In the very early chapters of Middlemarch (1871-1872) we learn that "most men thought her bewitching when she was on horseback" (9-10). Yet we are also told that for Dorothea Brooke herself, "Riding was an indulgence which she allowed herself in spite of conscientious qualms; she felt that she enjoyed it in a pagan sensuous way, and always looked forward to renouncing it" (10). It may not be surprising, then, that when Sir James Chettam offers her a horse for hunting, she should decline the offer – "I mean to give up riding" (18) – nor that he should persist with "Every lady ought to be a perfect horsewoman, that she may accompany her husband" (22). To this Dorothea responds in turn "I have made up my mind that I ought not to be a perfect horsewoman, and so I should never correspond to your pattern of a lady" (22). This exchange is recalled much later on when Dorothea, by now committed to assisting Causabon's burdensome scholarship, protests, "but they don't understand – they want me to be a great deal on horseback, and have the garden altered and new conservatories, to fill up my days" (364). The implicit comparison is with Rosamond Vincy, whose horse (ridden against the advice of her doctor husband, Tertius Lydgate) takes fright, causing her to lose her baby. A wilful woman is matched by a wilful horse. Dorothea, again by contrast, is later seen as securely if unhappily contained as a passenger within her own coach (635-36). Eliot's narrative is deliberately ambivalent in the matter of women and horses: riding is both a socially conventional, and intellectually limited pastime and, at the same time, an undoubted skill requiring courage and intuition.

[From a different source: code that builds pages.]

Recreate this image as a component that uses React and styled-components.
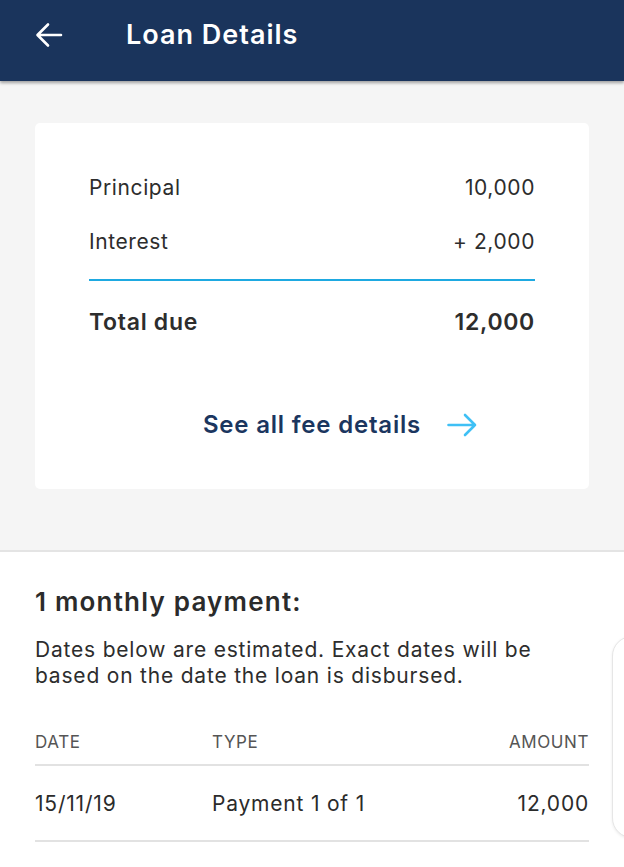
import React from "react";
import styled, { createGlobalStyle } from "styled-components";

const GlobalStyle = createGlobalStyle`
  body {
    margin: 0;
    font-family: Inter, "Open Sans", sans-serif;
    background: #ffffff;
    color: #2b2b2b;
  }
`;

const Page = styled.div`
  position: relative;
  width: 624px;
  height: 867px;
  overflow: hidden;
  background: #ffffff;
`;

const Header = styled.header`
  height: 81px;
  background: #1a345c;
  display: flex;
  align-items: center;
  padding: 0 0 12px 34px;
  box-sizing: border-box;
  box-shadow: 0 2px 3px rgba(0, 0, 0, 0.35);
  position: relative;
  z-index: 2;
`;

const BackButton = styled.button`
  border: 0;
  background: none;
  padding: 0;
  width: 30px;
  height: 30px;
  display: flex;
  align-items: center;
  justify-content: center;
  margin-right: 62px;
`;

const Title = styled.h1`
  margin: 0;
  color: #ffffff;
  font-size: 27px;
  font-weight: 600;
  letter-spacing: 1px;
`;

const Summary = styled.section`
  background: #f5f5f5;
  padding: 42px 35px 61px;
  border-bottom: 2px solid #e4e4e4;
`;

const Card = styled.div`
  background: #ffffff;
  border-radius: 5px;
  padding: 48px 54px 50px;
  display: flex;
  flex-direction: column;
`;

const Row = styled.div`
  display: flex;
  justify-content: space-between;
  align-items: center;
  height: 32px;
  margin-bottom: ${(p) => p.$gap || 0}px;
  font-size: ${(p) => (p.$total ? 23 : 21)}px;
  font-weight: ${(p) => (p.$total ? 600 : 400)};
  letter-spacing: ${(p) => (p.$total ? 0.7 : 0.6)}px;
  color: #2d2d2d;
`;

const Divider = styled.div`
  height: 2px;
  background: #1ea9e1;
  margin: 22px 0 25px;
`;

const FeeLink = styled.a`
  display: flex;
  align-items: center;
  justify-content: center;
  gap: 26px;
  margin-top: 72px;
  padding-left: 56px;
  color: #1b365f;
  font-size: 24px;
  font-weight: 600;
  letter-spacing: 0.8px;
  text-decoration: none;
`;

const Schedule = styled.section`
  padding: 34px 35px 0;
`;

const Heading = styled.h2`
  margin: 0 0 20px;
  font-size: 26px;
  font-weight: 600;
  letter-spacing: 1.2px;
  color: #2b2b2b;
`;

const Note = styled.p`
  margin: 0 0 36px;
  font-size: 21px;
  line-height: 26px;
  letter-spacing: 0.8px;
  color: #2d2d2d;
`;

const Table = styled.div`
  display: grid;
  grid-template-columns: 177px 1fr auto;
`;

const Cell = styled.div`
  display: flex;
  align-items: center;
  justify-content: ${(p) => (p.$right ? "flex-end" : "flex-start")};
  border-bottom: 2px solid #e2e2e2;
  height: ${(p) => (p.$head ? 34 : 74)}px;
  padding-bottom: ${(p) => (p.$head ? 5 : 0)}px;
  font-size: ${(p) => (p.$head ? 17 : 21)}px;
  letter-spacing: ${(p) => (p.$head ? 0.6 : 0.8)}px;
  color: ${(p) => (p.$head ? "#555555" : "#2b2b2b")};
  text-transform: ${(p) => (p.$head ? "uppercase" : "none")};
`;

const SidePeek = styled.div`
  position: absolute;
  left: 612px;
  top: 636px;
  width: 60px;
  height: 200px;
  border-radius: 20px;
  border: 1px solid #e6e6e6;
  background: #ffffff;
  box-shadow: 0 1px 3px rgba(0, 0, 0, 0.08);
`;

const ArrowLeft = () => (
  <svg width="28" height="28" viewBox="0 0 28 28" fill="none">
    <path
      d="M26 14H3M13 3.5L2.5 14 13 24.5"
      stroke="#ffffff"
      strokeWidth="2.6"
      strokeLinecap="round"
      strokeLinejoin="round"
    />
  </svg>
);

const ArrowRight = () => (
  <svg width="30" height="24" viewBox="0 0 30 24" fill="none">
    <path
      d="M1.5 12H28M18 2L28 12 18 22"
      stroke="#3fc0f5"
      strokeWidth="2.6"
      strokeLinecap="round"
      strokeLinejoin="round"
    />
  </svg>
);

const payments = [{ date: "15/11/19", type: "Payment 1 of 1", amount: "12,000" }];

export default function App() {
  return (
    <>
      <GlobalStyle />
      <Page>
        <Header>
          <BackButton aria-label="Back">
            <ArrowLeft />
          </BackButton>
          <Title>Loan Details</Title>
        </Header>

        <Summary>
          <Card>
            <Row $gap={22}>
              <span>Principal</span>
              <span>10,000</span>
            </Row>
            <Row>
              <span>Interest</span>
              <span>+ 2,000</span>
            </Row>
            <Divider />
            <Row $total>
              <span>Total due</span>
              <span>12,000</span>
            </Row>
            <FeeLink href="#">
              See all fee details
              <ArrowRight />
            </FeeLink>
          </Card>
        </Summary>

        <Schedule>
          <Heading>1 monthly payment:</Heading>
          <Note>
            Dates below are estimated. Exact dates will be
            <br />
            based on the date the loan is disbursed.
          </Note>
          <Table>
            <Cell $head>Date</Cell>
            <Cell $head>Type</Cell>
            <Cell $head $right>Amount</Cell>
            {payments.map((p) => (
              <React.Fragment key={p.date}>
                <Cell>{p.date}</Cell>
                <Cell>{p.type}</Cell>
                <Cell $right>{p.amount}</Cell>
              </React.Fragment>
            ))}
          </Table>
        </Schedule>

        <SidePeek />
      </Page>
    </>
  );
}
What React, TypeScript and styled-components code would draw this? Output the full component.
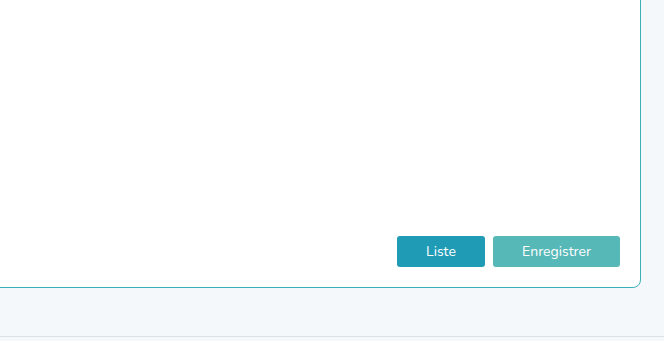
import React from "react";
import styled, { createGlobalStyle } from "styled-components";

const Global = createGlobalStyle`
  html, body { margin: 0; padding: 0; }
  body {
    background: #f4f8fb;
    font-family: "Nunito", Lato, "Open Sans", sans-serif;
    width: 664px;
    height: 341px;
    overflow: hidden;
  }
`;

const Page = styled.div`
  display: flex;
  flex-direction: column;
  height: 341px;
`;

const Main = styled.main`
  flex: 0 0 336px;
  display: flex;
  flex-direction: column;
`;

const Card = styled.section`
  box-sizing: border-box;
  height: 290px;
  margin: -2px 23px 0 -2px;
  background: #ffffff;
  border: 1px solid #3bb1b5;
  border-radius: 0 0 8px 0;
  display: flex;
  flex-direction: column;
  justify-content: flex-end;
  padding: 0 20px 20px 0;
`;

const Actions = styled.div`
  display: flex;
  justify-content: flex-end;
  gap: 8px;
`;

const Button = styled.button<{ $variant: "primary" | "secondary" }>`
  box-sizing: border-box;
  height: 31px;
  width: ${(p) => (p.$variant === "primary" ? "88px" : "127px")};
  border: none;
  border-radius: 3px;
  background: ${(p) => (p.$variant === "primary" ? "#1f9bb6" : "#57b8b8")};
  color: #ffffff;
  font-family: "Nunito", Lato, "Open Sans", sans-serif;
  font-size: 14px;
  line-height: 31px;
  padding: 0;
  cursor: pointer;
`;

const Footer = styled.footer`
  flex: 1;
  border-top: 1px solid #dde1e5;
  background: #f4f8fb;
`;

export default function App() {
  return (
    <>
      <Global />
      <Page>
        <Main>
          <Card>
            <Actions>
              <Button $variant="primary">Liste</Button>
              <Button $variant="secondary">Enregistrer</Button>
            </Actions>
          </Card>
        </Main>
        <Footer />
      </Page>
    </>
  );
}
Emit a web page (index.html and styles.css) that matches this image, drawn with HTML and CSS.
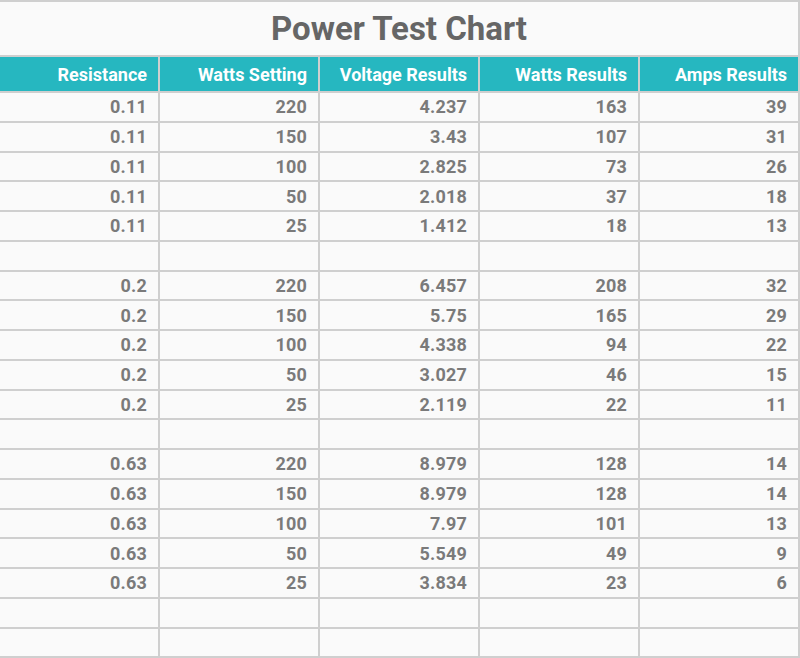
FILE: index.html
```html
<!DOCTYPE html>
<html>
<head>
<meta charset="utf-8">
<link rel="stylesheet" href="styles.css">
</head>
<body>
<table class="chart">
  <tr><th class="title" colspan="5">Power Test Chart</th></tr>
  <tr class="head"><th>Resistance</th><th>Watts Setting</th><th>Voltage Results</th><th>Watts Results</th><th>Amps Results</th></tr>
  <tr><td>0.11</td><td>220</td><td>4.237</td><td>163</td><td>39</td></tr>
  <tr><td>0.11</td><td>150</td><td>3.43</td><td>107</td><td>31</td></tr>
  <tr><td>0.11</td><td>100</td><td>2.825</td><td>73</td><td>26</td></tr>
  <tr><td>0.11</td><td>50</td><td>2.018</td><td>37</td><td>18</td></tr>
  <tr><td>0.11</td><td>25</td><td>1.412</td><td>18</td><td>13</td></tr>
  <tr><td></td><td></td><td></td><td></td><td></td></tr>
  <tr><td>0.2</td><td>220</td><td>6.457</td><td>208</td><td>32</td></tr>
  <tr><td>0.2</td><td>150</td><td>5.75</td><td>165</td><td>29</td></tr>
  <tr><td>0.2</td><td>100</td><td>4.338</td><td>94</td><td>22</td></tr>
  <tr><td>0.2</td><td>50</td><td>3.027</td><td>46</td><td>15</td></tr>
  <tr><td>0.2</td><td>25</td><td>2.119</td><td>22</td><td>11</td></tr>
  <tr><td></td><td></td><td></td><td></td><td></td></tr>
  <tr><td>0.63</td><td>220</td><td>8.979</td><td>128</td><td>14</td></tr>
  <tr><td>0.63</td><td>150</td><td>8.979</td><td>128</td><td>14</td></tr>
  <tr><td>0.63</td><td>100</td><td>7.97</td><td>101</td><td>13</td></tr>
  <tr><td>0.63</td><td>50</td><td>5.549</td><td>49</td><td>9</td></tr>
  <tr><td>0.63</td><td>25</td><td>3.834</td><td>23</td><td>6</td></tr>
  <tr><td></td><td></td><td></td><td></td><td></td></tr>
  <tr><td></td><td></td><td></td><td></td><td></td></tr>
</table>
</body>
</html>
```

FILE: styles.css
```css
html, body {
  margin: 0;
  padding: 0;
  background: #fafafa;
  overflow: hidden;
}
.chart {
  border-collapse: collapse;
  table-layout: fixed;
  width: 802px;
  margin-left: -2px;
  font-family: Roboto, "Liberation Sans", sans-serif;
  font-weight: 700;
}
.chart th, .chart td {
  border: 2px solid #cfcfcf;
  width: 160px;
  box-sizing: border-box;
  text-align: right;
  padding: 0 11px 0 0;
}
.chart td {
  height: 29.75px;
  font-size: 18px;
  letter-spacing: 0.2px;
  color: #7a7a7a;
  background: #fafafa;
}
.chart .title {
  height: 55px;
  text-align: center;
  padding: 0;
  font-size: 33px;
  color: #666666;
  background: #fafafa;
}
.chart .head th {
  height: 36px;
  background: #26b7c0;
  color: #ffffff;
  font-size: 18px;
  font-weight: 700;
}
```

For Dorothea Brooke horse riding, although "pagan" and "sensuous," may have been an "indulgence"; for Bathsheba Everdene in Thomas Hardy's Far From the Madding Crowd the recreation is shown to be, although risky, personally and physically liberating. The passage describing her gymnastic display of oneness with a fellow creature, as secretly witnessed by the shepherd Gabriel Oak, is justly famous:
The performer seemed quite at home anywhere between a horse's head and its tail, and the necessity for this abnormal attitude having ceased with the passage of the plantation, she began to adopt another, even more obviously convenient than the first. She had no side-saddle, and it was very apparent that a firm seat upon the smooth leather beneath her was unattainable sideways. Springing to her accustomed perpendicular like a bowed sapling, and satisfying herself that nobody was in sight, she seated herself in the manner demanded by the saddle, though hardly expected of the woman, and trotted off …. [21-22.]
Again, there are comparisons to be made with male characters, with William Boldwood's carelessness with both women and horses and with his lack of empathy with his own expressive mount: "The horse bore him away, and the very step of the animal seemed significant of dogged despair" (235). Other men are equally self-revealing in their dealings with horses. The swordsman Sergeant Troy has a careless way with a whip (254) and ends up as a circus performer impersonating Dick Turpin, his horse a much-rehearsed version of the highwayman's Black Bess (331). It's the ever-dependable Gabriel Oak, Bathsheba's eventual partner, who is seen happily "mounted on a strong cob" (323).

Bathsheba Everdene and Farmer Boldwood — "I feel — almost — too much — to think," he said, by Helen Paterson Allingham, Far From the Madding Crowd.
Personality traits and gender relations are once again established through horsemanship in Hardy's subsequent novel The Woodlanders (1887), where one horse in particular shares endearing characteristics with her female owner. This is Darling, a mare twice described as "combining a perfect docility with an almost human intelligence" (190 and 202), whose outward demeanour will turn out to conceal a natural resourcefulness. Once more, inadequate men are shown up by their conduct on horseback. Dr. Edred Fitzpiers, Grace Melbury's husband, is a poor rider who usually needs to be accompanied. There are two exemplary incidents. In the first Fitzpiers takes out Dolly but falls asleep lying on her back. Luckily the horse, demonstrating the equine faculty of memory noted by Romanes returns him to the stable, preventing disaster. In the second, Fitzpiers, "a man ever unwitting in horseflesh" (235), when returning from his mistress, mounts the wrong horse, the far less manageable Blossom, who panics causing Fitzpiers to be thrown. This time he is rescued by Grace's father, who is riding Darling. The horses are contrasting examples of the two sides of equine nature, although they are content to walk home together, exhibiting the mutually affectionate behaviour valued by Darwin and Romanes. Hardy is nevertheless careful not to take the anthropomorphic possibilities much further; horses retain their animal identity; human beings are obliged to confront their social and sexual destiny.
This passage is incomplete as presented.